▶ Exercise brief: Set the listing down unchanged, minus every embedded image.

-------------------------

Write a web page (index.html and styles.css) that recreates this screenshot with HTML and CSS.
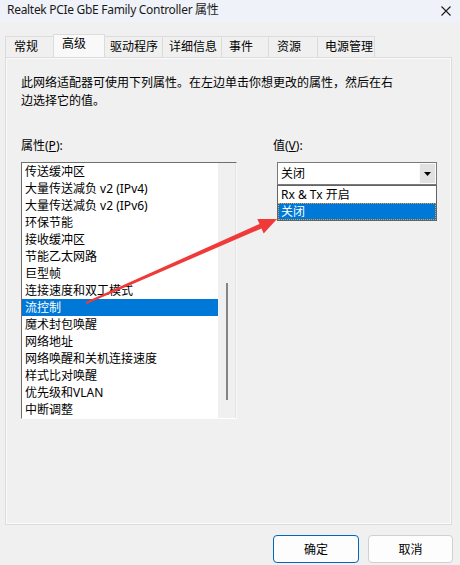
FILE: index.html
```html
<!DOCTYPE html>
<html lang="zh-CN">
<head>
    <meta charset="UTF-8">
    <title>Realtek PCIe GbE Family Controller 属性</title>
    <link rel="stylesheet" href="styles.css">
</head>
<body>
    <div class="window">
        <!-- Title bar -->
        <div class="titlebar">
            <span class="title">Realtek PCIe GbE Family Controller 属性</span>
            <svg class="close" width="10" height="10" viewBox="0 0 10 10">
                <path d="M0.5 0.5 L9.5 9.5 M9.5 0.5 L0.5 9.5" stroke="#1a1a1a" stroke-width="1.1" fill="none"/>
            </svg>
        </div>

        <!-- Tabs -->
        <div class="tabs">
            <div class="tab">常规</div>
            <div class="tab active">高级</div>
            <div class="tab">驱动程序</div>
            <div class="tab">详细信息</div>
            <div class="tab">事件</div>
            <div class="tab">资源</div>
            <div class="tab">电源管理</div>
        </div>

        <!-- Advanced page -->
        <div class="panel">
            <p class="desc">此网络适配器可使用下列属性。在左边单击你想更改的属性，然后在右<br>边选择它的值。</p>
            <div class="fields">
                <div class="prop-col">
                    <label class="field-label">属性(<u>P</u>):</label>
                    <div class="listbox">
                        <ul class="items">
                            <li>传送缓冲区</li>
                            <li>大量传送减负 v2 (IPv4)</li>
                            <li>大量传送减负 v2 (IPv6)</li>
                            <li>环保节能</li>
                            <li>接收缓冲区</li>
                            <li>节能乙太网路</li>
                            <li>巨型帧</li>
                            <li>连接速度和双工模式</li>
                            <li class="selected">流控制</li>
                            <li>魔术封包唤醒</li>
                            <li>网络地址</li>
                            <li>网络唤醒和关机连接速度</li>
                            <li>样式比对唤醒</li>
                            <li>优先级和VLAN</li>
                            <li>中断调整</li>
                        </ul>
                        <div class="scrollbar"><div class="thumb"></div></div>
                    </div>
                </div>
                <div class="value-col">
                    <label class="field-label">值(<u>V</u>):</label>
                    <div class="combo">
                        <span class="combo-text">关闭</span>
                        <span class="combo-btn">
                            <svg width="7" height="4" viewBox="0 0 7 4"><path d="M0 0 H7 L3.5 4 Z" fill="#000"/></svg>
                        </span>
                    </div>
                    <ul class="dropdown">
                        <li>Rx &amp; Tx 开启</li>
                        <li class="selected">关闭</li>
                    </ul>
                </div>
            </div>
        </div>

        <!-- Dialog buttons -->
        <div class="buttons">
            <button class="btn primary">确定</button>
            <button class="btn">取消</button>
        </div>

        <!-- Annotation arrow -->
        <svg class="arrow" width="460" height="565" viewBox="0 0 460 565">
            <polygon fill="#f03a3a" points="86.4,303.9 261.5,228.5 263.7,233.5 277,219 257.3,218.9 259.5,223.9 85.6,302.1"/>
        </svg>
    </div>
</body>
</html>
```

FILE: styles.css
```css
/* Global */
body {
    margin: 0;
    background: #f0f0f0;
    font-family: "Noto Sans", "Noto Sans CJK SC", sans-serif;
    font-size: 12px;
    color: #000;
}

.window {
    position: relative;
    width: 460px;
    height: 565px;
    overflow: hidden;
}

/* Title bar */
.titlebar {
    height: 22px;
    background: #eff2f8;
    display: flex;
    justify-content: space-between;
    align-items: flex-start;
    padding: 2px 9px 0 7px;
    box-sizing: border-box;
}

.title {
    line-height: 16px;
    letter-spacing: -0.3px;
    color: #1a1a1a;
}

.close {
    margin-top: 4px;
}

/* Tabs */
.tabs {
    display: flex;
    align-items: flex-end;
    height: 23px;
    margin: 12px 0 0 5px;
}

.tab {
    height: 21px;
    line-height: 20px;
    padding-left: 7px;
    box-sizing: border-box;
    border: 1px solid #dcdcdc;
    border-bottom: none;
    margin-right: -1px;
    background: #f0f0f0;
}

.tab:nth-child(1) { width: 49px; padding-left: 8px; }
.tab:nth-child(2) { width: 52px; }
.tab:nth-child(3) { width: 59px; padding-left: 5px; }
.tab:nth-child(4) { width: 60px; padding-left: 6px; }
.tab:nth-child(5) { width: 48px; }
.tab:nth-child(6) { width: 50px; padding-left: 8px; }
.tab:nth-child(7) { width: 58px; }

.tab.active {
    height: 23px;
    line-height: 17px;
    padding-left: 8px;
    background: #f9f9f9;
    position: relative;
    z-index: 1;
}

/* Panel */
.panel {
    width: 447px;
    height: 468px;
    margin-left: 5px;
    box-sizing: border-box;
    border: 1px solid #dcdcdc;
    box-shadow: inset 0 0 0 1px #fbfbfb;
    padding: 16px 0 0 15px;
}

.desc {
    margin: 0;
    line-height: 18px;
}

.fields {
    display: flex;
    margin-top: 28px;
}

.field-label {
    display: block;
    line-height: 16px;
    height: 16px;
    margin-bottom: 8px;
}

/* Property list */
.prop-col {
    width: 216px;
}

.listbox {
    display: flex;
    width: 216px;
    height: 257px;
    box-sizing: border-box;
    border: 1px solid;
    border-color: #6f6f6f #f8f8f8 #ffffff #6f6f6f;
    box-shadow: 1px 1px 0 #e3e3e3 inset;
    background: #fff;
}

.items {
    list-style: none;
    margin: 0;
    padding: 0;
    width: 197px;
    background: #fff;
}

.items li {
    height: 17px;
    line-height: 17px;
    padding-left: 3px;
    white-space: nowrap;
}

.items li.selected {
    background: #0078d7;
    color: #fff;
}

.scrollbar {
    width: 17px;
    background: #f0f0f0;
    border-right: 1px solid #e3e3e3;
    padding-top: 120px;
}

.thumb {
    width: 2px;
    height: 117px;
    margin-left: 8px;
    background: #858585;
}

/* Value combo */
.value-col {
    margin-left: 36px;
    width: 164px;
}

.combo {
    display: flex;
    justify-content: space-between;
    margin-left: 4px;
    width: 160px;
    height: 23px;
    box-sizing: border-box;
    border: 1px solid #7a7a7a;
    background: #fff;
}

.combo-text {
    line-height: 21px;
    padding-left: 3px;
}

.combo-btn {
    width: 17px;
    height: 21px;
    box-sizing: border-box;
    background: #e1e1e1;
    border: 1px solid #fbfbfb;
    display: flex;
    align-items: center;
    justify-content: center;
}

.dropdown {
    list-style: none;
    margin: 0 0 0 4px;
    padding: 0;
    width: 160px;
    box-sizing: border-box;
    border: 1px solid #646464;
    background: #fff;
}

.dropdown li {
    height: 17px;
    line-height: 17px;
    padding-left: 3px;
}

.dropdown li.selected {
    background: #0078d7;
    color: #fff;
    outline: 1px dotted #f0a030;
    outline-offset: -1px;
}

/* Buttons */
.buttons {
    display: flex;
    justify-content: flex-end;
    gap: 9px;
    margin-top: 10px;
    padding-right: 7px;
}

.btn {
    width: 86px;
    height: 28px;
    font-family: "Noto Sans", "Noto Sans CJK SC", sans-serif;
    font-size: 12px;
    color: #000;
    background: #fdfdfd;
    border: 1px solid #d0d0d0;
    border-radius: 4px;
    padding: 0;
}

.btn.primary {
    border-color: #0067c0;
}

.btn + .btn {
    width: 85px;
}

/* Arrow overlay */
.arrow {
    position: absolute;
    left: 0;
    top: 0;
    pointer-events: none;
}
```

-------------------------

▶ Worked answer:
Write a web page (index.html and styles.css) that recreates this screenshot with HTML and CSS.
FILE: index.html
```html
<!DOCTYPE html>
<html lang="zh-CN">
<head>
    <meta charset="UTF-8">
    <title>Realtek PCIe GbE Family Controller 属性</title>
    <link rel="stylesheet" href="styles.css">
</head>
<body>
    <div class="window">
        <!-- Title bar -->
        <div class="titlebar">
            <span class="title">Realtek PCIe GbE Family Controller 属性</span>
            <svg class="close" width="10" height="10" viewBox="0 0 10 10">
                <path d="M0.5 0.5 L9.5 9.5 M9.5 0.5 L0.5 9.5" stroke="#1a1a1a" stroke-width="1.1" fill="none"/>
            </svg>
        </div>

        <!-- Tabs -->
        <div class="tabs">
            <div class="tab">常规</div>
            <div class="tab active">高级</div>
            <div class="tab">驱动程序</div>
            <div class="tab">详细信息</div>
            <div class="tab">事件</div>
            <div class="tab">资源</div>
            <div class="tab">电源管理</div>
        </div>

        <!-- Advanced page -->
        <div class="panel">
            <p class="desc">此网络适配器可使用下列属性。在左边单击你想更改的属性，然后在右<br>边选择它的值。</p>
            <div class="fields">
                <div class="prop-col">
                    <label class="field-label">属性(<u>P</u>):</label>
                    <div class="listbox">
                        <ul class="items">
                            <li>传送缓冲区</li>
                            <li>大量传送减负 v2 (IPv4)</li>
                            <li>大量传送减负 v2 (IPv6)</li>
                            <li>环保节能</li>
                            <li>接收缓冲区</li>
                            <li>节能乙太网路</li>
                            <li>巨型帧</li>
                            <li>连接速度和双工模式</li>
                            <li class="selected">流控制</li>
                            <li>魔术封包唤醒</li>
                            <li>网络地址</li>
                            <li>网络唤醒和关机连接速度</li>
                            <li>样式比对唤醒</li>
                            <li>优先级和VLAN</li>
                            <li>中断调整</li>
                        </ul>
                        <div class="scrollbar"><div class="thumb"></div></div>
                    </div>
                </div>
                <div class="value-col">
                    <label class="field-label">值(<u>V</u>):</label>
                    <div class="combo">
                        <span class="combo-text">关闭</span>
                        <span class="combo-btn">
                            <svg width="7" height="4" viewBox="0 0 7 4"><path d="M0 0 H7 L3.5 4 Z" fill="#000"/></svg>
                        </span>
                    </div>
                    <ul class="dropdown">
                        <li>Rx &amp; Tx 开启</li>
                        <li class="selected">关闭</li>
                    </ul>
                </div>
            </div>
        </div>

        <!-- Dialog buttons -->
        <div class="buttons">
            <button class="btn primary">确定</button>
            <button class="btn">取消</button>
        </div>

        <!-- Annotation arrow -->
        <svg class="arrow" width="460" height="565" viewBox="0 0 460 565">
            <polygon fill="#f03a3a" points="86.4,303.9 261.5,228.5 263.7,233.5 277,219 257.3,218.9 259.5,223.9 85.6,302.1"/>
        </svg>
    </div>
</body>
</html>
```

FILE: styles.css
```css
/* Global */
body {
    margin: 0;
    background: #f0f0f0;
    font-family: "Noto Sans", "Noto Sans CJK SC", sans-serif;
    font-size: 12px;
    color: #000;
}

.window {
    position: relative;
    width: 460px;
    height: 565px;
    overflow: hidden;
}

/* Title bar */
.titlebar {
    height: 22px;
    background: #eff2f8;
    display: flex;
    justify-content: space-between;
    align-items: flex-start;
    padding: 2px 9px 0 7px;
    box-sizing: border-box;
}

.title {
    line-height: 16px;
    letter-spacing: -0.3px;
    color: #1a1a1a;
}

.close {
    margin-top: 4px;
}

/* Tabs */
.tabs {
    display: flex;
    align-items: flex-end;
    height: 23px;
    margin: 12px 0 0 5px;
}

.tab {
    height: 21px;
    line-height: 20px;
    padding-left: 7px;
    box-sizing: border-box;
    border: 1px solid #dcdcdc;
    border-bottom: none;
    margin-right: -1px;
    background: #f0f0f0;
}

.tab:nth-child(1) { width: 49px; padding-left: 8px; }
.tab:nth-child(2) { width: 52px; }
.tab:nth-child(3) { width: 59px; padding-left: 5px; }
.tab:nth-child(4) { width: 60px; padding-left: 6px; }
.tab:nth-child(5) { width: 48px; }
.tab:nth-child(6) { width: 50px; padding-left: 8px; }
.tab:nth-child(7) { width: 58px; }

.tab.active {
    height: 23px;
    line-height: 17px;
    padding-left: 8px;
    background: #f9f9f9;
    position: relative;
    z-index: 1;
}

/* Panel */
.panel {
    width: 447px;
    height: 468px;
    margin-left: 5px;
    box-sizing: border-box;
    border: 1px solid #dcdcdc;
    box-shadow: inset 0 0 0 1px #fbfbfb;
    padding: 16px 0 0 15px;
}

.desc {
    margin: 0;
    line-height: 18px;
}

.fields {
    display: flex;
    margin-top: 28px;
}

.field-label {
    display: block;
    line-height: 16px;
    height: 16px;
    margin-bottom: 8px;
}

/* Property list */
.prop-col {
    width: 216px;
}

.listbox {
    display: flex;
    width: 216px;
    height: 257px;
    box-sizing: border-box;
    border: 1px solid;
    border-color: #6f6f6f #f8f8f8 #ffffff #6f6f6f;
    box-shadow: 1px 1px 0 #e3e3e3 inset;
    background: #fff;
}

.items {
    list-style: none;
    margin: 0;
    padding: 0;
    width: 197px;
    background: #fff;
}

.items li {
    height: 17px;
    line-height: 17px;
    padding-left: 3px;
    white-space: nowrap;
}

.items li.selected {
    background: #0078d7;
    color: #fff;
}

.scrollbar {
    width: 17px;
    background: #f0f0f0;
    border-right: 1px solid #e3e3e3;
    padding-top: 120px;
}

.thumb {
    width: 2px;
    height: 117px;
    margin-left: 8px;
    background: #858585;
}

/* Value combo */
.value-col {
    margin-left: 36px;
    width: 164px;
}

.combo {
    display: flex;
    justify-content: space-between;
    margin-left: 4px;
    width: 160px;
    height: 23px;
    box-sizing: border-box;
    border: 1px solid #7a7a7a;
    background: #fff;
}

.combo-text {
    line-height: 21px;
    padding-left: 3px;
}

.combo-btn {
    width: 17px;
    height: 21px;
    box-sizing: border-box;
    background: #e1e1e1;
    border: 1px solid #fbfbfb;
    display: flex;
    align-items: center;
    justify-content: center;
}

.dropdown {
    list-style: none;
    margin: 0 0 0 4px;
    padding: 0;
    width: 160px;
    box-sizing: border-box;
    border: 1px solid #646464;
    background: #fff;
}

.dropdown li {
    height: 17px;
    line-height: 17px;
    padding-left: 3px;
}

.dropdown li.selected {
    background: #0078d7;
    color: #fff;
    outline: 1px dotted #f0a030;
    outline-offset: -1px;
}

/* Buttons */
.buttons {
    display: flex;
    justify-content: flex-end;
    gap: 9px;
    margin-top: 10px;
    padding-right: 7px;
}

.btn {
    width: 86px;
    height: 28px;
    font-family: "Noto Sans", "Noto Sans CJK SC", sans-serif;
    font-size: 12px;
    color: #000;
    background: #fdfdfd;
    border: 1px solid #d0d0d0;
    border-radius: 4px;
    padding: 0;
}

.btn.primary {
    border-color: #0067c0;
}

.btn + .btn {
    width: 85px;
}

/* Arrow overlay */
.arrow {
    position: absolute;
    left: 0;
    top: 0;
    pointer-events: none;
}
```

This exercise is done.